# Front-end source files
>> begin
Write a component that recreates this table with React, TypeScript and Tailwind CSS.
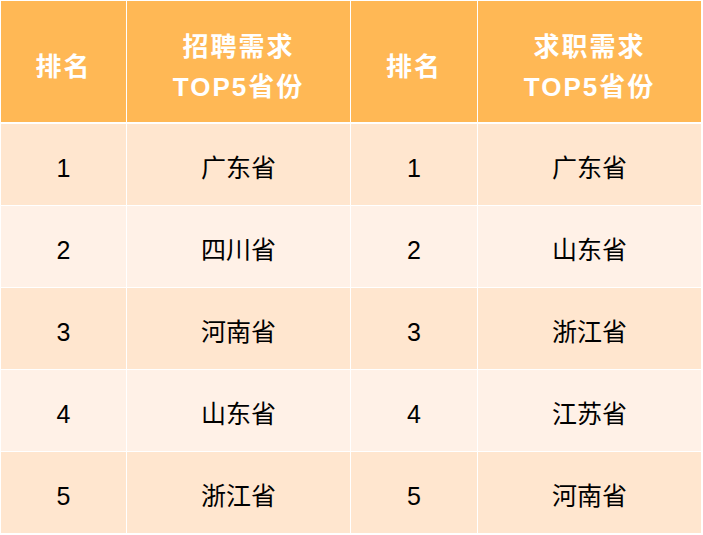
const rows = [
  ["1", "广东省", "1", "广东省"],
  ["2", "四川省", "2", "山东省"],
  ["3", "河南省", "3", "浙江省"],
  ["4", "山东省", "4", "江苏省"],
  ["5", "浙江省", "5", "河南省"],
];

const font = { fontFamily: '"Liberation Sans", "Noto Sans CJK SC", sans-serif' };

export default function App() {
  return (
    <div className="h-[535px] w-[703px] bg-white pl-px pt-px" style={font}>
      <div className="grid w-[701px] grid-cols-[125px_223px_126px_223px] gap-x-px">
        <div className="flex h-[121px] items-center justify-center bg-[#ffb855] pt-[12px] text-[26px] font-bold tracking-[2px] text-white">
          排名
        </div>
        <div className="flex h-[121px] flex-col items-center justify-center bg-[#ffb855] pt-[10px] text-[26px] font-bold leading-[40px] tracking-[2px] text-white">
          <span>招聘需求</span>
          <span>TOP5省份</span>
        </div>
        <div className="flex h-[121px] items-center justify-center bg-[#ffb855] pt-[12px] text-[26px] font-bold tracking-[2px] text-white">
          排名
        </div>
        <div className="flex h-[121px] flex-col items-center justify-center bg-[#ffb855] pt-[10px] text-[26px] font-bold leading-[40px] tracking-[2px] text-white">
          <span>求职需求</span>
          <span>TOP5省份</span>
        </div>
      </div>
      <div className="mt-[2px] grid w-[701px] grid-cols-[125px_223px_126px_223px] gap-px">
        {rows.map((row, i) =>
          row.map((cell, j) => (
            <div
              key={`${i}-${j}`}
              className={`flex h-[81px] items-center justify-center pt-[9px] text-[25px] text-black ${
                i % 2 === 0 ? "bg-[#ffe6cf]" : "bg-[#fff1e7]"
              }`}
            >
              {cell}
            </div>
          ))
        )}
      </div>
    </div>
  );
}
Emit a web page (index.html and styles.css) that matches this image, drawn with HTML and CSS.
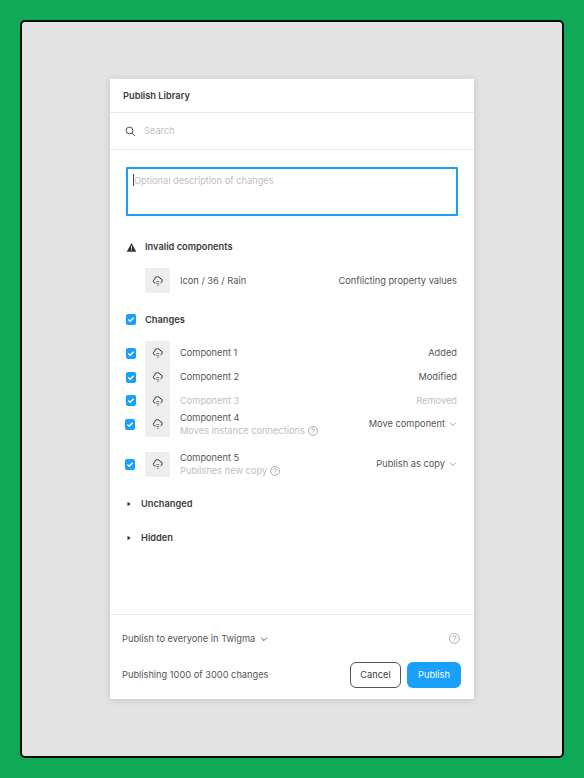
>> end
# WHAT TO WORK ON
Repeat the listing verbatim. Skip the pictures.

# SOLUTION FOR THIS PROBLEM
Write a component that recreates this table with React, TypeScript and Tailwind CSS.
const rows = [
  ["1", "广东省", "1", "广东省"],
  ["2", "四川省", "2", "山东省"],
  ["3", "河南省", "3", "浙江省"],
  ["4", "山东省", "4", "江苏省"],
  ["5", "浙江省", "5", "河南省"],
];

const font = { fontFamily: '"Liberation Sans", "Noto Sans CJK SC", sans-serif' };

export default function App() {
  return (
    <div className="h-[535px] w-[703px] bg-white pl-px pt-px" style={font}>
      <div className="grid w-[701px] grid-cols-[125px_223px_126px_223px] gap-x-px">
        <div className="flex h-[121px] items-center justify-center bg-[#ffb855] pt-[12px] text-[26px] font-bold tracking-[2px] text-white">
          排名
        </div>
        <div className="flex h-[121px] flex-col items-center justify-center bg-[#ffb855] pt-[10px] text-[26px] font-bold leading-[40px] tracking-[2px] text-white">
          <span>招聘需求</span>
          <span>TOP5省份</span>
        </div>
        <div className="flex h-[121px] items-center justify-center bg-[#ffb855] pt-[12px] text-[26px] font-bold tracking-[2px] text-white">
          排名
        </div>
        <div className="flex h-[121px] flex-col items-center justify-center bg-[#ffb855] pt-[10px] text-[26px] font-bold leading-[40px] tracking-[2px] text-white">
          <span>求职需求</span>
          <span>TOP5省份</span>
        </div>
      </div>
      <div className="mt-[2px] grid w-[701px] grid-cols-[125px_223px_126px_223px] gap-px">
        {rows.map((row, i) =>
          row.map((cell, j) => (
            <div
              key={`${i}-${j}`}
              className={`flex h-[81px] items-center justify-center pt-[9px] text-[25px] text-black ${
                i % 2 === 0 ? "bg-[#ffe6cf]" : "bg-[#fff1e7]"
              }`}
            >
              {cell}
            </div>
          ))
        )}
      </div>
    </div>
  );
}
Emit a web page (index.html and styles.css) that matches this image, drawn with HTML and CSS.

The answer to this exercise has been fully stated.